Having a variety of question types in a RAG evaluation set is critical because it tests the system’s ability to handle diverse reasoning and retrieval tasks. Factoid questions (e.g., “What year was the first moon landing?”) require pinpoint accuracy in extracting specific details from documents. Boolean questions (“Is climate change linked to increased hurricane intensity?”) demand binary yes/no answers but require the system to validate claims against evidence. Explanatory questions (“How does photosynthesis work?”) assess the model’s capacity to synthesize complex processes from multiple sources. Each type probes different layers of the system—retrieval precision, contextual understanding, and coherence in summarization—ensuring the evaluation isn’t skewed toward a single skill.

Different question types stress the system in distinct ways.

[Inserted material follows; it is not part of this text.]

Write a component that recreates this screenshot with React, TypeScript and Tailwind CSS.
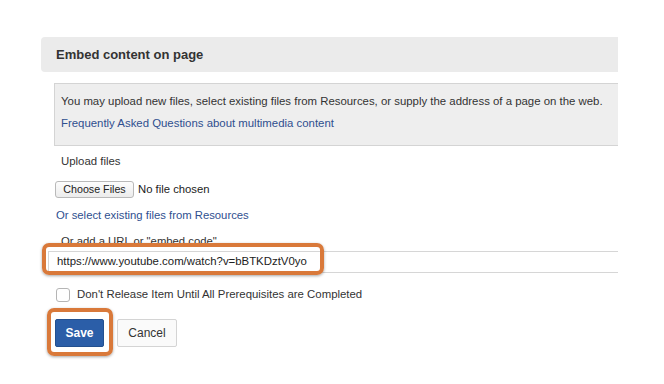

Factoid questions challenge the retriever’s ability to locate precise information, especially when answers are buried in large documents or split across passages. For example, if a fact is mentioned once in a 10,000-word report, the retriever must avoid irrelevant text. Boolean questions test the system’s grasp of context and negation. A question like “Does vitamin C prevent colds?” might require checking contradictory studies, forcing the model to weigh evidence rather than retrieve a single answer. Explanatory questions strain the generator’s ability to organize fragmented details into a logical flow. If the retriever misses key steps in a process (e.g., omitting the Calvin cycle in photosynthesis), the generator might produce an incomplete or incorrect explanation, even if individual facts are accurate.

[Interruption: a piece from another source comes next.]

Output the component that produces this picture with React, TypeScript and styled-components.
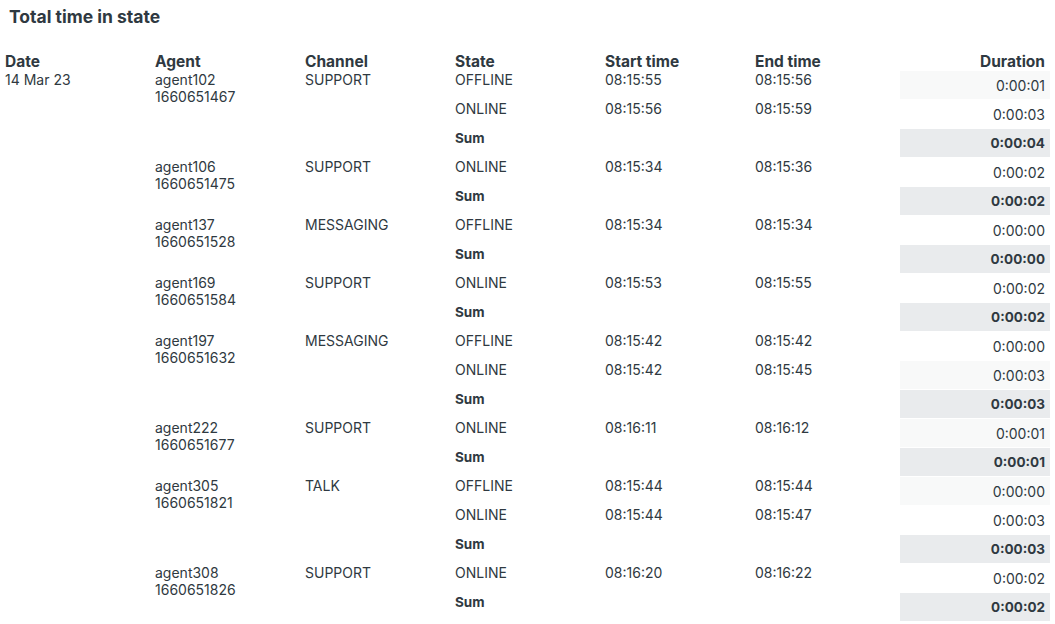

Examples illustrate these stresses. A factoid question like “What’s the capital of France?” tests retrieval speed and accuracy in simple cases, but a trickier variant like “What’s the population of Paris as of 2023?” might expose outdated data in the knowledge base. A boolean question such as “Can humans survive without sleep?” could fail if the system conflates short-term effects (e.g., 24-hour deprivation) with long-term consequences. Explanatory questions like “Explain quantum entanglement” risk oversimplification if the generator stitches jargon without clarifying concepts. By mixing question types, developers identify weaknesses: poor retrieval for factoids, reasoning gaps in boolean, or disorganized outputs in explanations. This diversity ensures the RAG system isn’t just good at one task but robust across real-world scenarios.